* BEGIN EXERCISE INPUTS *

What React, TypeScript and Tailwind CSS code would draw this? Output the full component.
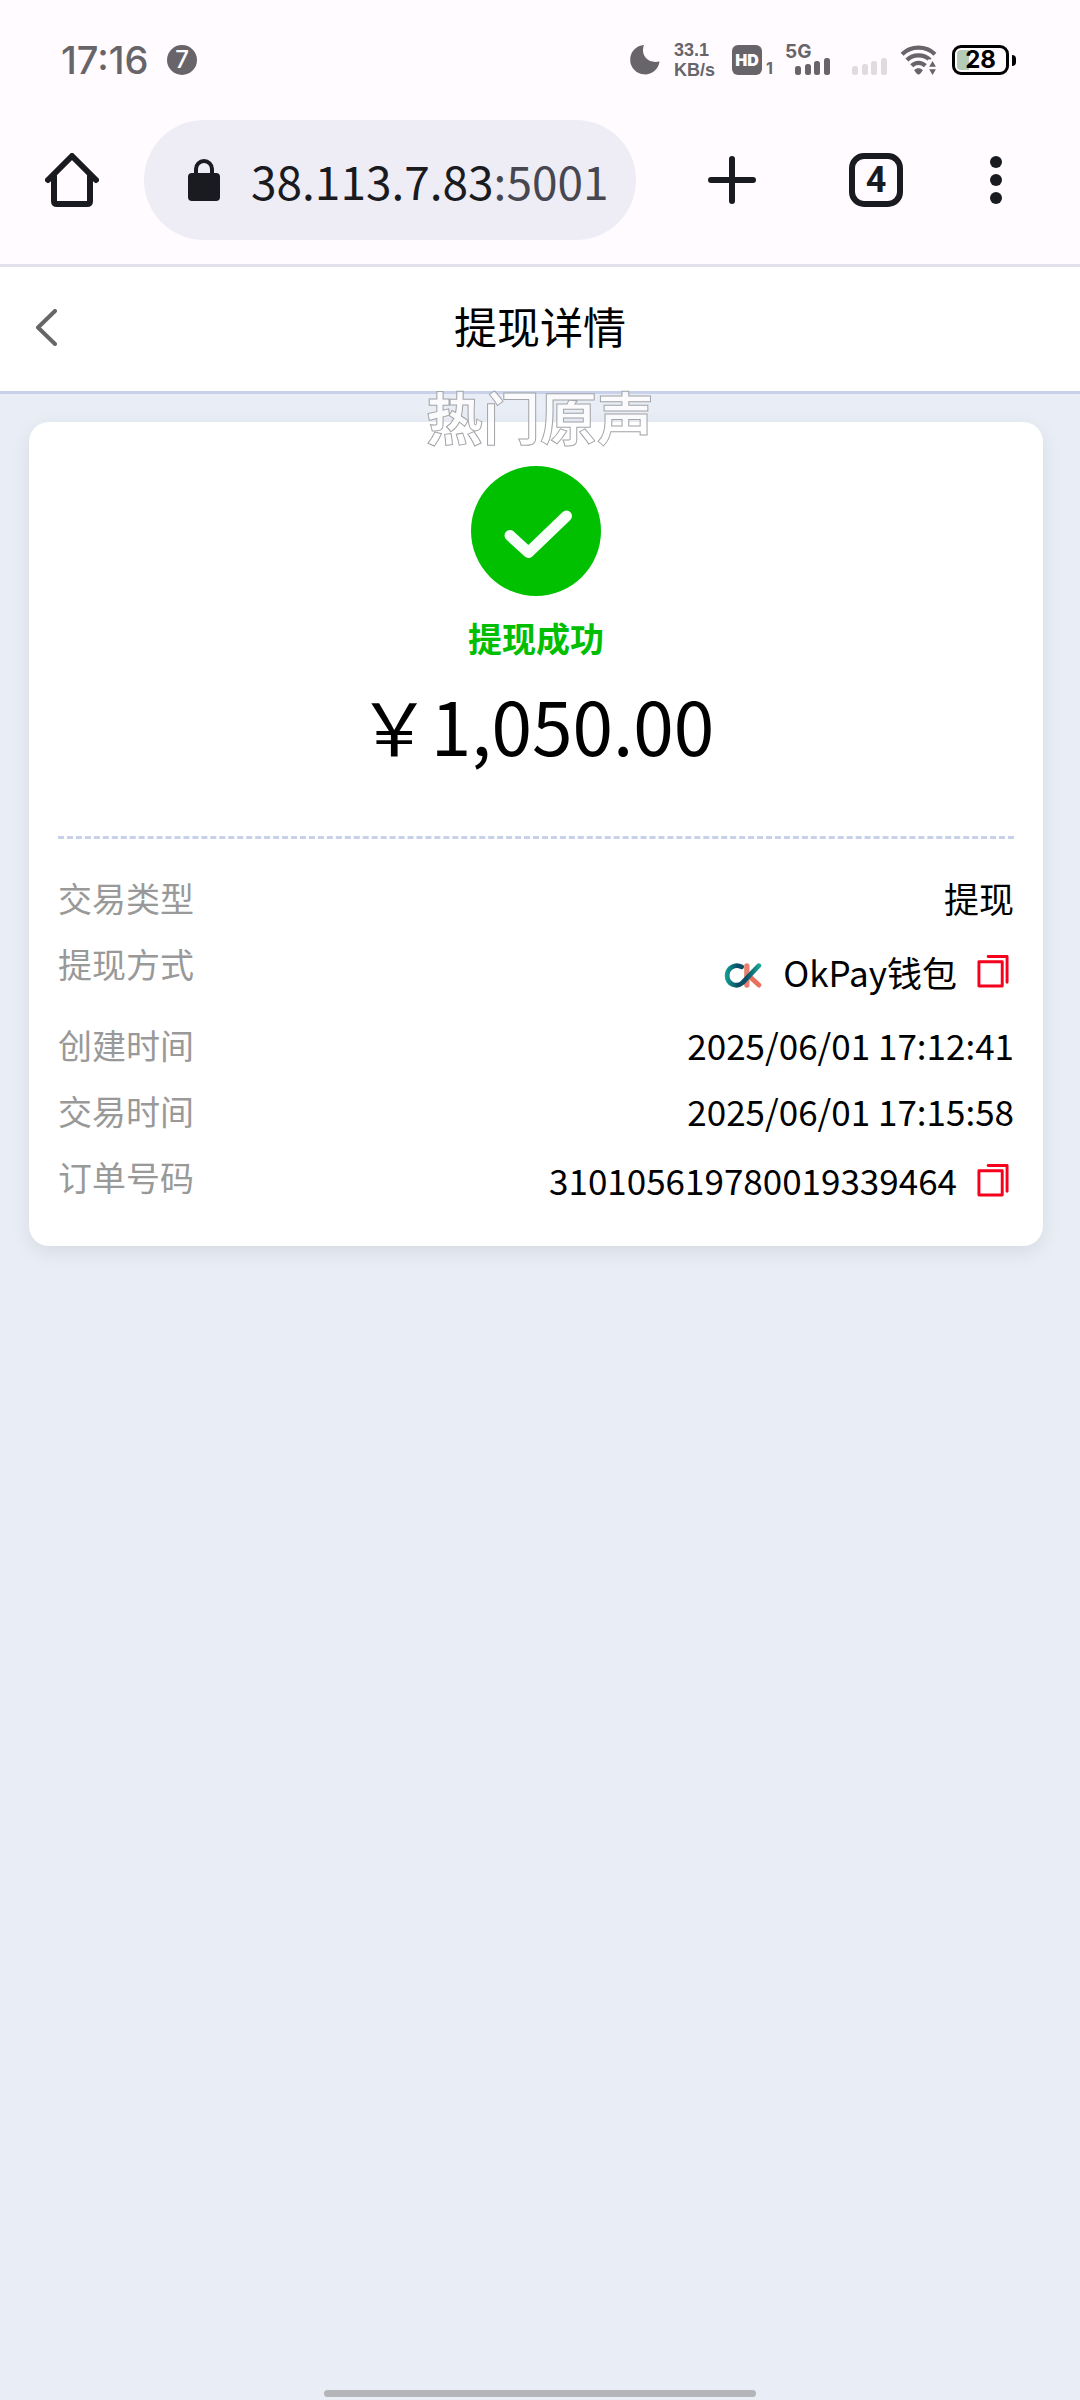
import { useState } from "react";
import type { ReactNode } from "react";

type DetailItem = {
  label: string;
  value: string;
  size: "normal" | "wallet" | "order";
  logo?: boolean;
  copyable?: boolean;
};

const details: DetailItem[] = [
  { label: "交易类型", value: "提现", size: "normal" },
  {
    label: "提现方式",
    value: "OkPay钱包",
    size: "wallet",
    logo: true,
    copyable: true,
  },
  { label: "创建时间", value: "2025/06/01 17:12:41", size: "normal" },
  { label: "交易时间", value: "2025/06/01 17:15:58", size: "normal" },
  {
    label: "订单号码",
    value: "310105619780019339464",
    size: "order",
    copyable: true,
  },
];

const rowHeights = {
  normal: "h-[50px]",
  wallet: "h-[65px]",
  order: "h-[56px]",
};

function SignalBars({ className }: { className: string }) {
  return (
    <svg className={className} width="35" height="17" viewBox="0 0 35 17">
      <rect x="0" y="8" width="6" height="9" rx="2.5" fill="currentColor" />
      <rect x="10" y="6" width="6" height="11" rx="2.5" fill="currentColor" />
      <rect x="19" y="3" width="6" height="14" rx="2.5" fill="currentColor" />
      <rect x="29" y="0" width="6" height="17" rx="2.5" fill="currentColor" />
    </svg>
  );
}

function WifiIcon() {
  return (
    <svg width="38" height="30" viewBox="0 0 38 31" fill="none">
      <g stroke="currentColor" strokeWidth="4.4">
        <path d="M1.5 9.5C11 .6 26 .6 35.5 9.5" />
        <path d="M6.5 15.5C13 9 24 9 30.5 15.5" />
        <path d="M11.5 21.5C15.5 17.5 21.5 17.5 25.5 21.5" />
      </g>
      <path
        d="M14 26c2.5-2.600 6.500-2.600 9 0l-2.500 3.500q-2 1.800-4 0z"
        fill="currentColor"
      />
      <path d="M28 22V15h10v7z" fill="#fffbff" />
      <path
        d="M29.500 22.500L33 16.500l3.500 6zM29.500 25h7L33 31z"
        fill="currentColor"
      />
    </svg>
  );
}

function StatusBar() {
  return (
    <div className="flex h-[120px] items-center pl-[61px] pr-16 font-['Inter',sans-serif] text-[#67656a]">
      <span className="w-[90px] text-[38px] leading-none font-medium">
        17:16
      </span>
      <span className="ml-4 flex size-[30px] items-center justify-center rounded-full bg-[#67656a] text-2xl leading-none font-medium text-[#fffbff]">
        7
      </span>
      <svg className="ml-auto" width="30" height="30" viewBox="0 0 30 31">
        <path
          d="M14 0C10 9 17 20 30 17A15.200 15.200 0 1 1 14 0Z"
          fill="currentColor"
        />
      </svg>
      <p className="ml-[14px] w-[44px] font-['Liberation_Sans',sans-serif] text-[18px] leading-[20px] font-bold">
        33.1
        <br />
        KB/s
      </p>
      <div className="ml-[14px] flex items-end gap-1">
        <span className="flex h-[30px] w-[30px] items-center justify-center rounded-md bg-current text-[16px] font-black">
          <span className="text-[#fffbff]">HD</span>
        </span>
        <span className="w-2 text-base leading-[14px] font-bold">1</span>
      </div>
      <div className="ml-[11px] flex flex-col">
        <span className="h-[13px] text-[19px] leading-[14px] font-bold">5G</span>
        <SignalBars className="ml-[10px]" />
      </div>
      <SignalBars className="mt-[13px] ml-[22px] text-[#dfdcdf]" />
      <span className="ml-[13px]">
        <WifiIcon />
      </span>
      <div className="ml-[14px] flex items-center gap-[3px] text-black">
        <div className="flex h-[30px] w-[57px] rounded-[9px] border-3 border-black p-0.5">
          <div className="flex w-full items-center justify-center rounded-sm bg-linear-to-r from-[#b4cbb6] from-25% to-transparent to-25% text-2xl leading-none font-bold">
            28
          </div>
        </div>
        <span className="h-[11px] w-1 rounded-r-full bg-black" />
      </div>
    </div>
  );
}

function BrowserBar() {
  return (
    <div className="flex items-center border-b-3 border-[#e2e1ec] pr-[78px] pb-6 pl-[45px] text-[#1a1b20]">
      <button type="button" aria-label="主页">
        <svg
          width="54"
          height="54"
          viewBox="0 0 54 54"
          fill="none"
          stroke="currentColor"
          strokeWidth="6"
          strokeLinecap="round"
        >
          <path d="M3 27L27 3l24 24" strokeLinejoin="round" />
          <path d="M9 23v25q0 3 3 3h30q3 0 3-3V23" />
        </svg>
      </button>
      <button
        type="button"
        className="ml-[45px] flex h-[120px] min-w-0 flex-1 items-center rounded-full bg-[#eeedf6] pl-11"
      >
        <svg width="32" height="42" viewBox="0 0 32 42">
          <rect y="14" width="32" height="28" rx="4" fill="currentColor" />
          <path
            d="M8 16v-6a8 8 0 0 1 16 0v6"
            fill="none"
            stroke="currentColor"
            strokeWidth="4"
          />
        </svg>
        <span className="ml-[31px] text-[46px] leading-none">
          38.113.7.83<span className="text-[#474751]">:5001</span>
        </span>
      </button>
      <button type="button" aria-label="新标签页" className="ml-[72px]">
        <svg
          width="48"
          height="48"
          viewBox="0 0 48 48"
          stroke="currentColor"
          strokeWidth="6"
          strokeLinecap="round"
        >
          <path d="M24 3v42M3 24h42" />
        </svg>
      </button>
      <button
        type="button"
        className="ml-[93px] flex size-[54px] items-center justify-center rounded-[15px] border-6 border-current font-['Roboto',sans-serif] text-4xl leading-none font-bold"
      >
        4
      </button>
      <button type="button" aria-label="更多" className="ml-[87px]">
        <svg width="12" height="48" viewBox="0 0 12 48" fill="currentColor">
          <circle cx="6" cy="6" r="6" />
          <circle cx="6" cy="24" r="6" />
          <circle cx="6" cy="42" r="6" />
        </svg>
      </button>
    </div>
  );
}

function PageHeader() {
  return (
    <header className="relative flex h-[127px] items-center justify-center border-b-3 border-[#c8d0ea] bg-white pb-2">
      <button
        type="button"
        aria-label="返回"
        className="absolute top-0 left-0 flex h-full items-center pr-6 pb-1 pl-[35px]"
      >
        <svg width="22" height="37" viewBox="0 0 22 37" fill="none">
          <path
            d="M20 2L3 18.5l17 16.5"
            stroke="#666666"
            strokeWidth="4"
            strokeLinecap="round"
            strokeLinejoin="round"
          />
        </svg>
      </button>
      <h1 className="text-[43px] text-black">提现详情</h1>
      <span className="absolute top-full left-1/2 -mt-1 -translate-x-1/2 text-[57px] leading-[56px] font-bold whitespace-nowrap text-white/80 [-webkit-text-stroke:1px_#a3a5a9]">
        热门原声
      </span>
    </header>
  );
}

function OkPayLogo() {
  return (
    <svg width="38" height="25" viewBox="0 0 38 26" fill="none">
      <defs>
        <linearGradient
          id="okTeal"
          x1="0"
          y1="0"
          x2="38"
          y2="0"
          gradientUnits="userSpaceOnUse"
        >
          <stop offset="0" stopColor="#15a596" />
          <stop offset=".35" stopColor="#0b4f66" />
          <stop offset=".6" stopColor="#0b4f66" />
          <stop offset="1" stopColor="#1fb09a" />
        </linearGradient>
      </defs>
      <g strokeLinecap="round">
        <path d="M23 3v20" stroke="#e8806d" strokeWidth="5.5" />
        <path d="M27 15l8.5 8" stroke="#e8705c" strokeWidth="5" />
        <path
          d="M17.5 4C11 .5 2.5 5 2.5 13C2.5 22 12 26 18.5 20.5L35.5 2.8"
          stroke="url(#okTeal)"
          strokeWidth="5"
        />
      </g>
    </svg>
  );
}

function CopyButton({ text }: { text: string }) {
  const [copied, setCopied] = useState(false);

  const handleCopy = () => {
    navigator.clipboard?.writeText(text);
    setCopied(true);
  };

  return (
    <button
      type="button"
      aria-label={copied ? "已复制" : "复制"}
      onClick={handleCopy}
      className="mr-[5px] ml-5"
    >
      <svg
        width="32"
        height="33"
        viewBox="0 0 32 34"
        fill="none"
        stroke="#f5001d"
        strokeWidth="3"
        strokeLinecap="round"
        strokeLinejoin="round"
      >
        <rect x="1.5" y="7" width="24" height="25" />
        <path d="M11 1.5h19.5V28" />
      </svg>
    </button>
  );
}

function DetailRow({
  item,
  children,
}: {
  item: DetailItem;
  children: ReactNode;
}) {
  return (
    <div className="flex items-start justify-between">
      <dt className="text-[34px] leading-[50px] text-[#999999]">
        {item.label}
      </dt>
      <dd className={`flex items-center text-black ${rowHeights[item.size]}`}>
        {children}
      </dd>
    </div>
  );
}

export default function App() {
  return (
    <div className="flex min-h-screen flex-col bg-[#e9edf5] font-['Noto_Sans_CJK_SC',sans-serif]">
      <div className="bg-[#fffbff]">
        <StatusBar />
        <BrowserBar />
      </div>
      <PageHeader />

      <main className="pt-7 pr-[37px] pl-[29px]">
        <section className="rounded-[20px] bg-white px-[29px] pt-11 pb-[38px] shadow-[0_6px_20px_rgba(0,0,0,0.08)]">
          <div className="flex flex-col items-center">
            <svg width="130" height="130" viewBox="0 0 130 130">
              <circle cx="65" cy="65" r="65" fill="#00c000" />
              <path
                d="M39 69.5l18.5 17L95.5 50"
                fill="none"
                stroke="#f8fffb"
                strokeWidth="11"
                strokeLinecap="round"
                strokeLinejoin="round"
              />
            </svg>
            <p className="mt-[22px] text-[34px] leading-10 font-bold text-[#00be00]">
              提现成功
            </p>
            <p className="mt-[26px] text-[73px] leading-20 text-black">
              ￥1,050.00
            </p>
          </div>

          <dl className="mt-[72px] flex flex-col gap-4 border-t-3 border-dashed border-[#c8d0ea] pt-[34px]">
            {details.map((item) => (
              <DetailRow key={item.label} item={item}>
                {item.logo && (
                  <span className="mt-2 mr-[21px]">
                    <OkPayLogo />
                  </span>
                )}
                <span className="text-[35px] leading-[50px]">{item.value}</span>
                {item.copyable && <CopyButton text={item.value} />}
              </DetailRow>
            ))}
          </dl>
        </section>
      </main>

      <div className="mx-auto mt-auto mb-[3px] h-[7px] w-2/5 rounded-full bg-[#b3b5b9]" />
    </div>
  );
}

* END EXERCISE INPUTS *
* BEGIN EXERCISE INPUTS *

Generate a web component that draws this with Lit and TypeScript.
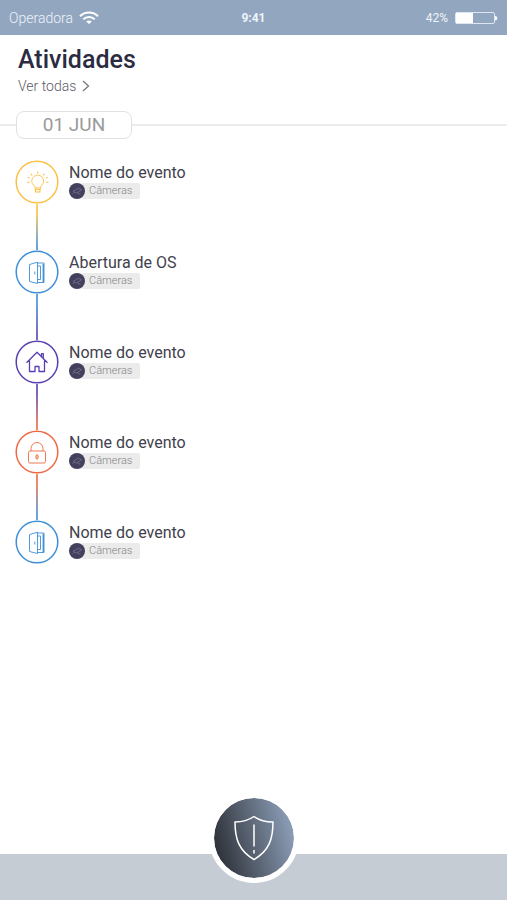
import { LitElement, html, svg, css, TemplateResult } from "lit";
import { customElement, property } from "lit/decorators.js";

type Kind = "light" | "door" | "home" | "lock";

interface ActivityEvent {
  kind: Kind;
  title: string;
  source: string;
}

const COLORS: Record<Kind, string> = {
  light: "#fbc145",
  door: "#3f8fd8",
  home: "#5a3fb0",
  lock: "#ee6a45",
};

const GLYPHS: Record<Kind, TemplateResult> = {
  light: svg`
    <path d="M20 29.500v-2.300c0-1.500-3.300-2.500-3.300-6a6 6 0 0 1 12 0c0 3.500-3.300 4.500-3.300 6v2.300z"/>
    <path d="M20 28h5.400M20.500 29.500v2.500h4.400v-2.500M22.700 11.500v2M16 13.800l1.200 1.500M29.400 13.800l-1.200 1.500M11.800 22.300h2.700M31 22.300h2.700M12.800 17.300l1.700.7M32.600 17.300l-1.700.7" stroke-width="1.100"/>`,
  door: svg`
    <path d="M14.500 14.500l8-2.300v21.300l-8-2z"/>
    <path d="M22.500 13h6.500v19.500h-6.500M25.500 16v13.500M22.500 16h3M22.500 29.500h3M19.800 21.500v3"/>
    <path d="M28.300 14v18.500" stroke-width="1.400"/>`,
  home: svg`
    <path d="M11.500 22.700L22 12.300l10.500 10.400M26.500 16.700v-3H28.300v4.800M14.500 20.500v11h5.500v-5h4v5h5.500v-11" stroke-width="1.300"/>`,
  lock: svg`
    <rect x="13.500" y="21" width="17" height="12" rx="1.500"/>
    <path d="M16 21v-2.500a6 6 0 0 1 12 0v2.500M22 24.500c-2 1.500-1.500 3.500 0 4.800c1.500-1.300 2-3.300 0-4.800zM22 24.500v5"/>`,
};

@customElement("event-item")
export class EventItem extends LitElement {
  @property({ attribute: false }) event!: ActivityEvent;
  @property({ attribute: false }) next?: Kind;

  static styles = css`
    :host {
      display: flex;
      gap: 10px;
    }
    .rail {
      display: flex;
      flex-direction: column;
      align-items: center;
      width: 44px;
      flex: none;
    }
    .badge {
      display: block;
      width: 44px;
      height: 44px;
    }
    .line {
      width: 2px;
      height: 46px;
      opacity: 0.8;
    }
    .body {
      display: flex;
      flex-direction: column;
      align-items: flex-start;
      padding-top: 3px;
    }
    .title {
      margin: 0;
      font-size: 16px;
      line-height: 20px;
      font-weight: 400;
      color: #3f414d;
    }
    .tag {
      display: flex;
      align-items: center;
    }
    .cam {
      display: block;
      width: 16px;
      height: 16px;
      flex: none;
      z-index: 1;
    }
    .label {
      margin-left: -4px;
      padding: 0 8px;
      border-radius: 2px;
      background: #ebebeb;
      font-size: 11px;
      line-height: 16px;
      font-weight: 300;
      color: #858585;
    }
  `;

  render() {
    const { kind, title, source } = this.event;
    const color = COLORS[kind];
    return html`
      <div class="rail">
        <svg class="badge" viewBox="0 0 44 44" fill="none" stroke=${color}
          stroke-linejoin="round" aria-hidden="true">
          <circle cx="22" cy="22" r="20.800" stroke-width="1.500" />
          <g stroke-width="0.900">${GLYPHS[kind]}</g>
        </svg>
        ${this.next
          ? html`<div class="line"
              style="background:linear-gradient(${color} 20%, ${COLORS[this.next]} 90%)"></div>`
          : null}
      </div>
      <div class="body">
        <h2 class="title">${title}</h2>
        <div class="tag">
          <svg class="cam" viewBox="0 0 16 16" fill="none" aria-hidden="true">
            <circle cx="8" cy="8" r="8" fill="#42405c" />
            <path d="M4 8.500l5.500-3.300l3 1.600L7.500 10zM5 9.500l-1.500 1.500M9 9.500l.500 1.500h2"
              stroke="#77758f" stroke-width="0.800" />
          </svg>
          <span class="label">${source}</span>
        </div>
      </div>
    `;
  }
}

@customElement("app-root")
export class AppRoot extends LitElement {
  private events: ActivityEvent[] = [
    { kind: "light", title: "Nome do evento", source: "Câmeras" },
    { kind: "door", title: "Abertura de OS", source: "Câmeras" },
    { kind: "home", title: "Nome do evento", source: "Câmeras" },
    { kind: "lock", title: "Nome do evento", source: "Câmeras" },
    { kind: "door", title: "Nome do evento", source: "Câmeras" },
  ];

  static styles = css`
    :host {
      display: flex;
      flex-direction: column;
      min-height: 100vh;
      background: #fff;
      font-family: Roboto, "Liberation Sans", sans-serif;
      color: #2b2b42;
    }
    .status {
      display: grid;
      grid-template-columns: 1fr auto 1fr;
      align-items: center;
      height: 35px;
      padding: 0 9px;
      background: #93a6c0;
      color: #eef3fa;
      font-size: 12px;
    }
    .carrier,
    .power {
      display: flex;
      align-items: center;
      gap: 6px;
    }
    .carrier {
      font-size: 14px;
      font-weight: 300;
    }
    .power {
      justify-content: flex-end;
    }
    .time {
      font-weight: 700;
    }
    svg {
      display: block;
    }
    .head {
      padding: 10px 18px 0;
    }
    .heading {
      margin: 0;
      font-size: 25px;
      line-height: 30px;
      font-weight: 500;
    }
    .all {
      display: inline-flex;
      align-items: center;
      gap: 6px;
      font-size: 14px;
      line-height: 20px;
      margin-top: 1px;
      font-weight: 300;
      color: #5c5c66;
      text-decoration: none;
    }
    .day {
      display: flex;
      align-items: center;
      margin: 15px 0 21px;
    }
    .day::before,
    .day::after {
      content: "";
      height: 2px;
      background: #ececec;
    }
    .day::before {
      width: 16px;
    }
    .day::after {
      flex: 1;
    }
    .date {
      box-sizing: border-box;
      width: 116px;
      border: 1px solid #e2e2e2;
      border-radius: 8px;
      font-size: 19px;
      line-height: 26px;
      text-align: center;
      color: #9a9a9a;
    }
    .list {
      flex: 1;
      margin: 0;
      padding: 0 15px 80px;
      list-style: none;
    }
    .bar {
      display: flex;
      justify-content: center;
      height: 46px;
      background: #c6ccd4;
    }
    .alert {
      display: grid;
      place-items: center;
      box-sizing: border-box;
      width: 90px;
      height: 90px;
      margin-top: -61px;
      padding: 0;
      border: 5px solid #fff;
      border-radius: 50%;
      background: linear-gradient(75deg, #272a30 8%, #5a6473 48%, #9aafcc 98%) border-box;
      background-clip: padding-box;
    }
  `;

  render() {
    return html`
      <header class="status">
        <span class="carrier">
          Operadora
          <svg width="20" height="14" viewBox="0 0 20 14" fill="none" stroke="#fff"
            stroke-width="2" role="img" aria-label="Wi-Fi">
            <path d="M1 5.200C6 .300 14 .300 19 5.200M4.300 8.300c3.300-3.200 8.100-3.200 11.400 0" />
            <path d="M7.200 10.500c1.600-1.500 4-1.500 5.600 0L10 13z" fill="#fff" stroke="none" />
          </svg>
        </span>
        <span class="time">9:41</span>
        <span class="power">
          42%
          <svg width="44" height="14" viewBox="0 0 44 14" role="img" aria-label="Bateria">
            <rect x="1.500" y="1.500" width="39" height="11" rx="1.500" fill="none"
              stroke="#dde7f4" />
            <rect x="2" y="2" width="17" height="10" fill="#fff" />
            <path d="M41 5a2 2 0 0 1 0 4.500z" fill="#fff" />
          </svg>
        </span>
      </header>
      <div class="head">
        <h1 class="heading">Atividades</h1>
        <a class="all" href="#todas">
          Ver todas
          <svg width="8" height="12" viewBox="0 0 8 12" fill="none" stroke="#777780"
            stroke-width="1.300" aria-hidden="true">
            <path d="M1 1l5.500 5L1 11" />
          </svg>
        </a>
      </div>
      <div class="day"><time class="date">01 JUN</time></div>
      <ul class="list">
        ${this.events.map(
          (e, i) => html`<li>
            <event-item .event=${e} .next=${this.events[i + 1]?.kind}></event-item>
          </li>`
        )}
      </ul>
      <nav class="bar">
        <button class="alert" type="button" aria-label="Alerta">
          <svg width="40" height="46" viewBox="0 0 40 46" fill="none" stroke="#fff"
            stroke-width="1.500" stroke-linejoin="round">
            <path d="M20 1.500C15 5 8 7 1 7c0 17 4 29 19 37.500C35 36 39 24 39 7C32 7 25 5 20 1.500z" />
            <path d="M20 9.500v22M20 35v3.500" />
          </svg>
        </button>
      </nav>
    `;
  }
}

* END EXERCISE INPUTS *

WHAT TO PRODUCE: List the lines of the records where "TypeScript" occurs.

SOLVED PROBLEM:
What React, TypeScript and Tailwind CSS code would draw this? Output the full component.
Generate a web component that draws this with Lit and TypeScript.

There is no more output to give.